Peppered throughout the world are tiny recordings to play back. These are not, as you might initially suspect, audio logs from the civilization that once occupied the island. That isn’t The Witness’ style, which is another quality that sets it apart from Myst. Although Myst is fairly characterized as a lonesome game, it does ground its emptiness with glimpses of other characters and copious journals that are left behind. The Witness comes closer to leaving you alone, and the most memorable audio snippets have little to do with the game’s ethereal backstory.

Rather, they are recitations of speeches and writings from a panoply of real world thinkers, from Augustine Of Hippo to astronaut Rusty Schweickart. A uniting theme of the recordings is epiphany—a moment when your consciousness expands to accommodate some new, essential truth. These aural tone-setters are an elegant accent to the game, which is an epiphanic symphony of its own, producing a crescendo of little miracles in your brain if you let it.

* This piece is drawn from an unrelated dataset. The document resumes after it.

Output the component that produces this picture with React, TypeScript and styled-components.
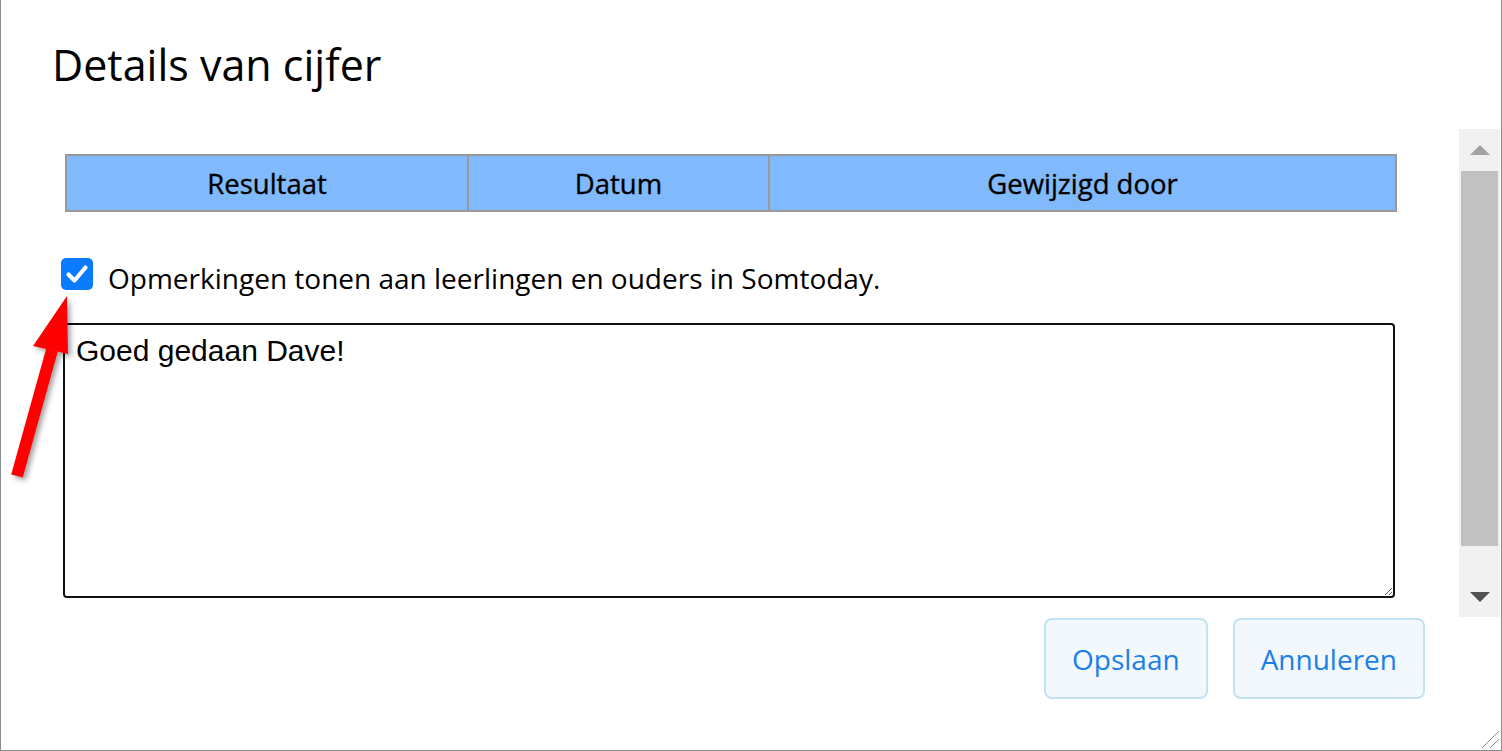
import React from 'react';
import styled, {createGlobalStyle} from 'styled-components';

const GlobalStyle = createGlobalStyle`
  html, body {
    margin: 0;
    padding: 0;
    background: #ffffff;
    overflow: hidden;
  }

  body {
    font-family: "Open Sans", "Noto Sans", sans-serif;
    color: #000;
  }
`

const Dialog = styled.div`
  position: relative;
  width: 1502px;
  height: 751px;
  box-sizing: border-box;
  border: 1px solid #8c8c8c;
  border-top: none;
  background: #fff;
  display: flex;
  flex-direction: column;
`

const Header = styled.div`
  height: 129px;
  box-sizing: border-box;
  padding: 35px 0 0 51px;
`

const Title = styled.h1`
  margin: 0;
  font-size: 43px;
  font-weight: 400;
  line-height: normal;
  color: #000;
`

const Body = styled.div`
  display: flex;
  height: 488px;
`

const Content = styled.div`
  flex: 1;
  overflow: hidden;
  padding: 25px 0 0 60px;
`

const HistoryTable = styled.table`
  width: 1330px;
  margin-left: 4px;
  border-collapse: collapse;
  border: 2px solid #999;
  table-layout: fixed;
`

const HeadCell = styled.th`
  height: 54px;
  padding: 0;
  border: 2px solid #999;
  background: #80bafc;
  font-size: 27.5px;
  font-weight: 400;
  color: #000;
  text-align: center;
  -webkit-text-stroke: 0.35px #000;
`

const CheckRow = styled.label`
  display: flex;
  align-items: flex-start;
  gap: 15px;
  margin-top: 46px;
`

const CheckBox = styled.span`
  width: 32px;
  height: 32px;
  border-radius: 5px;
  background: #0a7bff;
  display: flex;
  align-items: center;
  justify-content: center;
  flex-shrink: 0;
`

const CheckLabel = styled.span`
  margin-top: 1px;
  font-size: 28px;
  line-height: normal;
  color: #000;
`

const Remarks = styled.textarea`
  display: block;
  width: 1332px;
  height: 275px;
  margin: 26px 0 0 2px;
  box-sizing: border-box;
  border: 2px solid #111;
  border-radius: 4px;
  padding: 9px 11px;
  font-family: "Liberation Sans", Arial, sans-serif;
  font-size: 30px;
  color: #000;
  outline: none;
`

const Scrollbar = styled.div`
  width: 41px;
  margin-right: 1px;
  background: #f1f1f1;
  display: flex;
  flex-direction: column;
`

const ScrollButton = styled.div<{ $size: number }>`
  height: ${props => props.$size}px;
  display: flex;
  align-items: center;
  justify-content: center;
`

const Triangle = styled.span<{ $down?: boolean; $color: string }>`
  width: 0;
  height: 0;
  border-left: 10px solid transparent;
  border-right: 10px solid transparent;
  ${props => props.$down
    ? `border-top: 10px solid ${props.$color};`
    : `border-bottom: 10px solid ${props.$color};`}
`

const Track = styled.div`
  flex: 1;
  padding: 0 2px;
`

const Thumb = styled.div`
  height: 375px;
  background: #c1c1c1;
`

const Footer = styled.div`
  display: flex;
  justify-content: flex-end;
  gap: 25px;
  padding: 1px 76px 0 0;
`

const ActionButton = styled.button`
  height: 81px;
  box-sizing: border-box;
  padding: 0 26px;
  border: 2px solid #c0e2f2;
  border-radius: 8px;
  background: #f3f8fd;
  color: #1a7fe8;
  font-family: "Open Sans", "Noto Sans", sans-serif;
  font-size: 28px;
  cursor: pointer;
`

const Grip = styled.svg`
  position: absolute;
  right: 1px;
  bottom: 1px;
`

const Annotation = styled.svg`
  position: absolute;
  left: 0;
  top: 280px;
  pointer-events: none;
`

const columns = [
    {title: 'Resultaat', width: 402},
    {title: 'Datum', width: 301},
    {title: 'Gewijzigd door', width: 627},
];

const App = () => {
    return (
        <>
            <GlobalStyle/>
            <Dialog>
                <Header>
                    <Title>Details van cijfer</Title>
                </Header>

                <Body>
                    <Content>
                        <HistoryTable>
                            <colgroup>
                                {columns.map(c => <col key={c.title} style={{width: c.width}}/>)}
                            </colgroup>
                            <thead>
                            <tr>
                                {columns.map(c => <HeadCell key={c.title}>{c.title}</HeadCell>)}
                            </tr>
                            </thead>
                        </HistoryTable>

                        <CheckRow>
                            <CheckBox>
                                <svg width="24" height="24" viewBox="0 0 24 24">
                                    <path d="M3.5 12.5 L9.5 18.5 L20.5 5.5" fill="none" stroke="#fff" strokeWidth="4.2"
                                          strokeLinecap="round" strokeLinejoin="round"/>
                                </svg>
                            </CheckBox>
                            <CheckLabel>Opmerkingen tonen aan leerlingen en ouders in Somtoday.</CheckLabel>
                        </CheckRow>

                        <Remarks defaultValue="Goed gedaan Dave!"/>
                    </Content>

                    <Scrollbar>
                        <ScrollButton $size={42}>
                            <Triangle $color="#a3a3a3"/>
                        </ScrollButton>
                        <Track>
                            <Thumb/>
                        </Track>
                        <ScrollButton $size={41}>
                            <Triangle $down $color="#505050"/>
                        </ScrollButton>
                    </Scrollbar>
                </Body>

                <Footer>
                    <ActionButton>Opslaan</ActionButton>
                    <ActionButton>Annuleren</ActionButton>
                </Footer>

                <Grip width="20" height="20" viewBox="0 0 20 20">
                    <line x1="19" y1="2" x2="2" y2="19" stroke="#888" strokeWidth="1"/>
                    <line x1="19" y1="10" x2="10" y2="19" stroke="#888" strokeWidth="1"/>
                </Grip>

                <Annotation width="100" height="215" viewBox="0 280 100 215">
                    <defs>
                        <filter id="arrowShadow" x="-50%" y="-20%" width="200%" height="140%">
                            <feDropShadow dx="3" dy="3" stdDeviation="2.5" floodColor="#000" floodOpacity="0.35"/>
                        </filter>
                    </defs>
                    <g filter="url(#arrowShadow)" fill="#ff0000">
                        <polygon points="10.2,474.4 21.8,477.6 56.8,351.6 45.2,348.4"/>
                        <polygon points="66,296 32,346 67,354"/>
                    </g>
                </Annotation>
            </Dialog>
        </>
    );
};

export default App;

The title has a poignant connotation: You are the sole witness to your flashes of new understanding, and only you perceive the particular alchemy of hard work and happenstance that produced them. There’s a beauty in the loneliness there, which The Witness accentuates with its more literal solitude. In the audio bits, though, Blow also plants the notion that epiphany is an essential human experience, binding and driving us. When you are struck by an elegant solution in the game, you not only get the thrill of your achievement, but you can also sense a faint echo of the larger epiphanies that have driven humanity forward. The Witness draws a line from your singular consciousness to a collective spirit—in a limited fashion, of course. For a game, the limits make all the difference.